The masterpiece of the Five Finger Exercises was followed with a number of short plays with varying success including The Private Ear and The Public Eye that opened in London in 1962 and in New York one year later. Shaffer was not satisfied with these standards and broke away from well-made play to tackle historical subject on an epic scale in his play The Royal Hunt of the Sun (Elsom 97).

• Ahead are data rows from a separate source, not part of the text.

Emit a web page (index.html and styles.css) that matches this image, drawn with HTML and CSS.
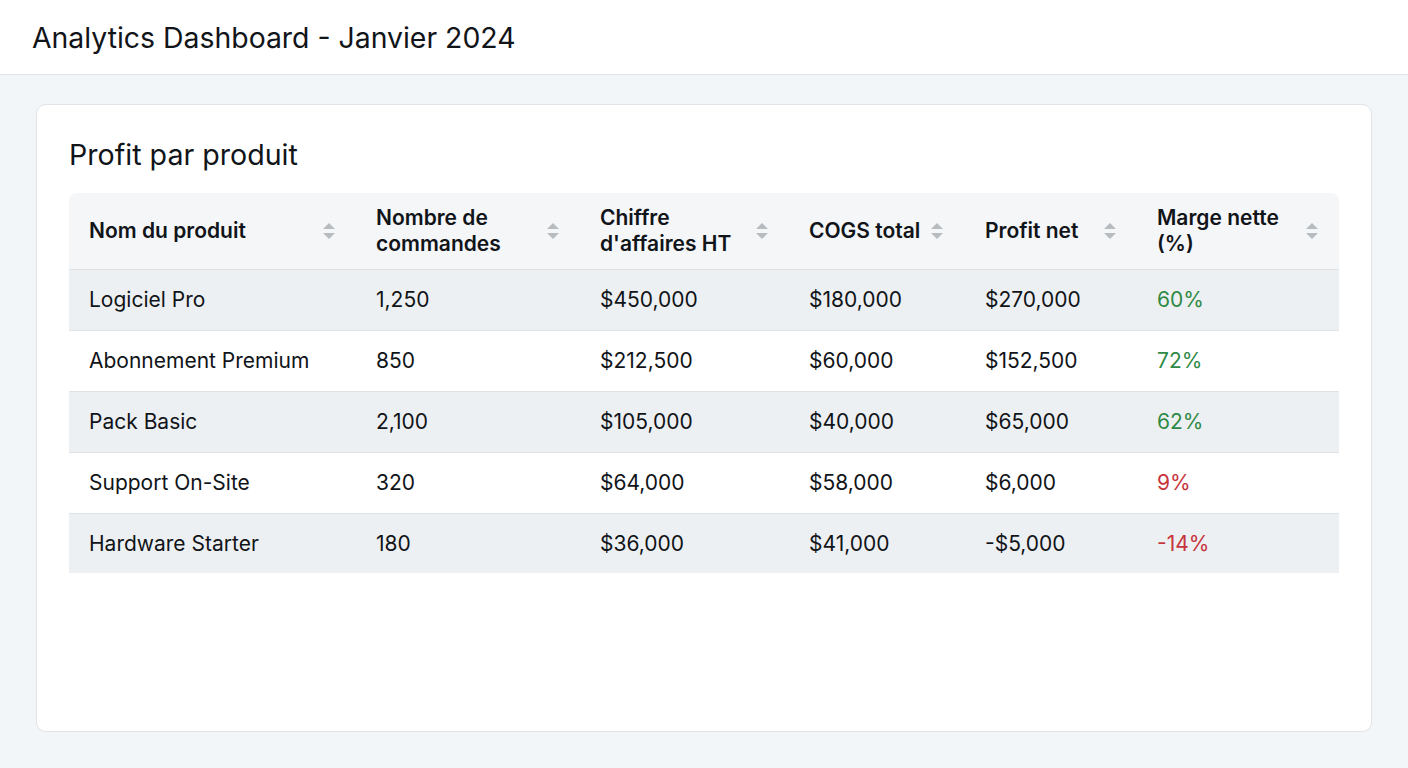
FILE: index.html
```html
<!DOCTYPE html>
<html lang="fr">
<head>
<meta charset="utf-8">
<title>Analytics Dashboard - Janvier 2024</title>
<link rel="stylesheet" href="styles.css">
</head>
<body>
<div class="page">
  <header class="topbar">
    <h1 class="topbar-title">Analytics Dashboard - Janvier 2024</h1>
  </header>
  <main class="main">
    <section class="card">
      <h2 class="card-title">Profit par produit</h2>
      <table class="data-table">
        <colgroup>
          <col class="c1"><col class="c2"><col class="c3"><col class="c4"><col class="c5"><col class="c6">
        </colgroup>
        <thead>
          <tr>
            <th><div class="th-inner"><span>Nom du produit</span><span class="sort"></span></div></th>
            <th><div class="th-inner"><span>Nombre de<br>commandes</span><span class="sort"></span></div></th>
            <th><div class="th-inner"><span>Chiffre<br>d'affaires HT</span><span class="sort"></span></div></th>
            <th><div class="th-inner tight"><span>COGS total</span><span class="sort"></span></div></th>
            <th><div class="th-inner"><span>Profit net</span><span class="sort"></span></div></th>
            <th><div class="th-inner"><span>Marge nette<br>(%)</span><span class="sort"></span></div></th>
          </tr>
        </thead>
        <tbody>
          <tr><td>Logiciel Pro</td><td>1,250</td><td>$450,000</td><td>$180,000</td><td>$270,000</td><td class="pos">60%</td></tr>
          <tr><td>Abonnement Premium</td><td>850</td><td>$212,500</td><td>$60,000</td><td>$152,500</td><td class="pos">72%</td></tr>
          <tr><td>Pack Basic</td><td>2,100</td><td>$105,000</td><td>$40,000</td><td>$65,000</td><td class="pos">62%</td></tr>
          <tr><td>Support On-Site</td><td>320</td><td>$64,000</td><td>$58,000</td><td>$6,000</td><td class="neg">9%</td></tr>
          <tr><td>Hardware Starter</td><td>180</td><td>$36,000</td><td>$41,000</td><td>-$5,000</td><td class="neg">-14%</td></tr>
        </tbody>
      </table>
    </section>
  </main>
</div>
</body>
</html>
```

FILE: styles.css
```css
* { box-sizing: border-box; }
html, body { margin: 0; padding: 0; }
body {
  font-family: Inter, "Noto Sans", "Liberation Sans", sans-serif;
  color: #111418;
  background: #f3f6f8;
}
.page {
  height: 100vh;
  display: flex;
  flex-direction: column;
}
.topbar {
  background: #ffffff;
  border-bottom: 1px solid #dde3e8;
  height: 75px;
  display: flex;
  align-items: center;
  padding: 0 32px;
  flex: none;
}
.topbar-title {
  margin: 0;
  font-size: 28.4px;
  font-weight: 400;
  color: #111418;
}
.main {
  flex: 1;
  padding: 29px 36px 36px;
  display: flex;
  min-height: 0;
}
.card {
  flex: 1;
  background: #ffffff;
  border: 1px solid #e0e4e8;
  border-radius: 10px;
  padding: 32px 32px;
}
.card-title {
  margin: 0 0 20px;
  font-size: 28.6px;
  line-height: 36px;
  font-weight: 400;
  color: #111418;
}
.data-table {
  width: 100%;
  border-collapse: separate;
  border-spacing: 0;
  table-layout: fixed;
  font-size: 21px;
}
.c1 { width: 287px; }
.c2 { width: 224px; }
.c3 { width: 209px; }
.c4 { width: 176px; }
.c5 { width: 172px; }
.c6 { width: 202px; }
.data-table th {
  background: #f4f6f8;
  text-align: left;
  font-weight: 600;
  font-size: 21px;
  line-height: 26px;
  height: 77px;
  padding: 0 20px;
  border-bottom: 1px solid #dfe3e6;
  color: #111418;
}
.data-table th:first-child { border-top-left-radius: 8px; }
.data-table th:last-child { border-top-right-radius: 8px; }
.th-inner {
  display: flex;
  align-items: center;
  justify-content: space-between;
  gap: 10px;
}
.th-inner.tight { justify-content: flex-start; }
.data-table th:nth-child(4) { padding-right: 12px; }
.sort {
  flex: none;
  width: 14px;
  height: 18px;
  position: relative;
}
.sort::before, .sort::after {
  content: "";
  position: absolute;
  left: 1px;
  border-left: 6px solid transparent;
  border-right: 6px solid transparent;
}
.sort::before {
  top: 1px;
  border-bottom: 6px solid #b7bcc1;
}
.sort::after {
  bottom: 1px;
  border-top: 6px solid #b7bcc1;
}
.data-table td {
  height: 61px;
  padding: 0 20px;
  line-height: 24px;
  border-bottom: 1px solid #dfe3e6;
  color: #111418;
  white-space: nowrap;
}
.data-table tbody tr:nth-child(odd) td { background: #edf0f2; }
.data-table tbody tr:nth-child(even) td { background: #ffffff; }
.data-table tbody tr:last-child td { border-bottom: none; height: 59px; }
.pos { color: #2f8a45 !important; }
.neg { color: #c7343c !important; }
```
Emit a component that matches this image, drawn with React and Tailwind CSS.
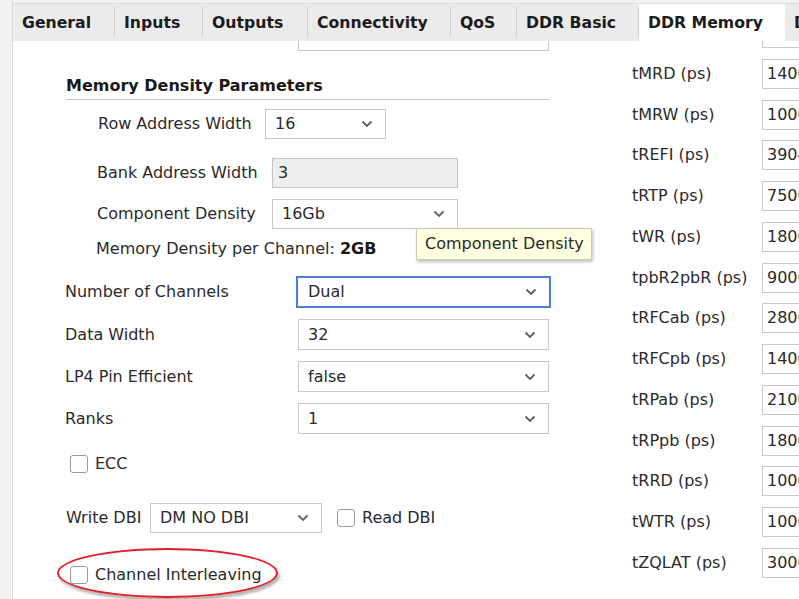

The play isfeatured by a narrator, an old man who recalls his past of being a member of Spanish mercenaries undergoing the conquest of the Inca Empire in Peru. The breakthrough advancement did not lie as much in the flashback-like narration that could help to bridge the awkward passages on the stage as it did in “a kind of total theatre, involving not only words but rites, mimes, masks and magics” (Elsom 97). “The text cries for illustration. It is a director’s piece, a pantomimist’s piece, a musician’s piece, a designer’s piece and, of course, an actor’s piece, also as much as it is an author’s.” (Shaffer “Preface to The Royal Hunt”) John Elsom points out that Shaffer in his play showed his ability to absorb some Brechtian and Antonin Artaud’s techniques demanded a theatre of mime, ritual and inarticulate cries (97). He also preserved the well-made play dramatic features of definite crisis, and strong conflicts between two characters that represent opposing forces of morality and ethical codes and rejected traditional naturalism. The crisis in Shaffer’s plays is represented by the conquest of one side over the other with, in an addition of ‘romantic’ attitudes that usually prevail, at least on an emotional level. “Atahuallpa might be killed, but Pizarro the cynic suffered the more prolonged and terrible fate” (Elsom 98). Madeleine Kavanagh in her publication expresses the feeling of the audience that witnessed an unexpected ‘intellectual spectacle’ distinct from any other Shaffer’s previous plays.